[START]

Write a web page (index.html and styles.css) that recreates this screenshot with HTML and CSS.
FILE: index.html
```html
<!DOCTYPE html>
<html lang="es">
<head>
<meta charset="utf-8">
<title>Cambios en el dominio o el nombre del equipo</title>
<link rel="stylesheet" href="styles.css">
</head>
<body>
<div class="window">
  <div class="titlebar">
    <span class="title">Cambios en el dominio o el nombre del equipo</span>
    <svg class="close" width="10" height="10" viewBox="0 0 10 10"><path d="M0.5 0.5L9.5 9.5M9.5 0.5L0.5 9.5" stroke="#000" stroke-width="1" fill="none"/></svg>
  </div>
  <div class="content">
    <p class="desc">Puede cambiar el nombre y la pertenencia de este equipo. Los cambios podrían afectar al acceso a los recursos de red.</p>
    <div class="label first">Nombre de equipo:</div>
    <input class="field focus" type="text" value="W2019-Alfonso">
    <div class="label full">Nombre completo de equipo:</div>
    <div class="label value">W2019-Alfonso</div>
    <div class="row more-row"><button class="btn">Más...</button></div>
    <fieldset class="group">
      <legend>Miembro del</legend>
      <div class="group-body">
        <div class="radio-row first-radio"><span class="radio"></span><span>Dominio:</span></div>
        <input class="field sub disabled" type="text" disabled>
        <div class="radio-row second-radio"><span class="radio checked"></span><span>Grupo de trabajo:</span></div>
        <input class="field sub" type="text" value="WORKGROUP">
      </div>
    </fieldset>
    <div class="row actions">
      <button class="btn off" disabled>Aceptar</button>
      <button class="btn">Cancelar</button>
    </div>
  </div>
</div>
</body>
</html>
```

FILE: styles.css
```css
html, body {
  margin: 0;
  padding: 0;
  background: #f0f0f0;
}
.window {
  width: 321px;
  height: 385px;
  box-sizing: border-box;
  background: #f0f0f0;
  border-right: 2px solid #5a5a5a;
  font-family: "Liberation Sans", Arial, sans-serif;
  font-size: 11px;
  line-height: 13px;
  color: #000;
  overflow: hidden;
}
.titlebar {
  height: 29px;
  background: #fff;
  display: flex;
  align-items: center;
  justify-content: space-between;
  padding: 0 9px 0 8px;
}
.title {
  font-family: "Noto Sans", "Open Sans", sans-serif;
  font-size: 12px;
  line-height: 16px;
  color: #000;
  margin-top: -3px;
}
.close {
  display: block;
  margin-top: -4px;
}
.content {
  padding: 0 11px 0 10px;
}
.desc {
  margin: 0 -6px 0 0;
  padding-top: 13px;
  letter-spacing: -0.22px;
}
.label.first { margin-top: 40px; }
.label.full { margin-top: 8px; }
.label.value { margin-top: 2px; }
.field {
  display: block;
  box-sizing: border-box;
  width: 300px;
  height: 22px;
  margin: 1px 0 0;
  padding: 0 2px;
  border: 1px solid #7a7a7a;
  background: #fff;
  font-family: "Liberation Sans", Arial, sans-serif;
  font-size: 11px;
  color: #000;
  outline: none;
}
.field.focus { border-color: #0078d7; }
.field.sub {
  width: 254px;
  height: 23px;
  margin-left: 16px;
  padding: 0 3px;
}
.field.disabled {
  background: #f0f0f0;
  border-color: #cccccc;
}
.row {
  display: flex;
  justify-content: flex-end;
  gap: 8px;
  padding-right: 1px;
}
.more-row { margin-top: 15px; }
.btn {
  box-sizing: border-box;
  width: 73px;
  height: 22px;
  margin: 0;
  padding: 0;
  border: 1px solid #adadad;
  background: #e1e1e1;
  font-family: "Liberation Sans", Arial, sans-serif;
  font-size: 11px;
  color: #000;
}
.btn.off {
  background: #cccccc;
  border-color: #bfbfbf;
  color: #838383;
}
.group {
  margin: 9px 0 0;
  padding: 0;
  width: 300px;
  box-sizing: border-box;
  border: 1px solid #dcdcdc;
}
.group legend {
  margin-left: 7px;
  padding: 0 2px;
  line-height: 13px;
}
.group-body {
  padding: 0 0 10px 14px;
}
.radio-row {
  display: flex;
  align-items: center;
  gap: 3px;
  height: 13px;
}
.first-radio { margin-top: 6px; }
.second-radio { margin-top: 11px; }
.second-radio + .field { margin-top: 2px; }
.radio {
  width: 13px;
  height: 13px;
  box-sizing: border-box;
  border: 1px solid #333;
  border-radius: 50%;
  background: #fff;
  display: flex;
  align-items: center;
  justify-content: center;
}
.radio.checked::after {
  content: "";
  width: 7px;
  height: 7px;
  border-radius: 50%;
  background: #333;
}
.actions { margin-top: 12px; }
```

[END]

▸ Written exercise:
Leave out every line without the string "index" and copy the rest.

▸ Correct answer:
Write a web page (index.html and styles.css) that recreates this screenshot with HTML and CSS.
FILE: index.html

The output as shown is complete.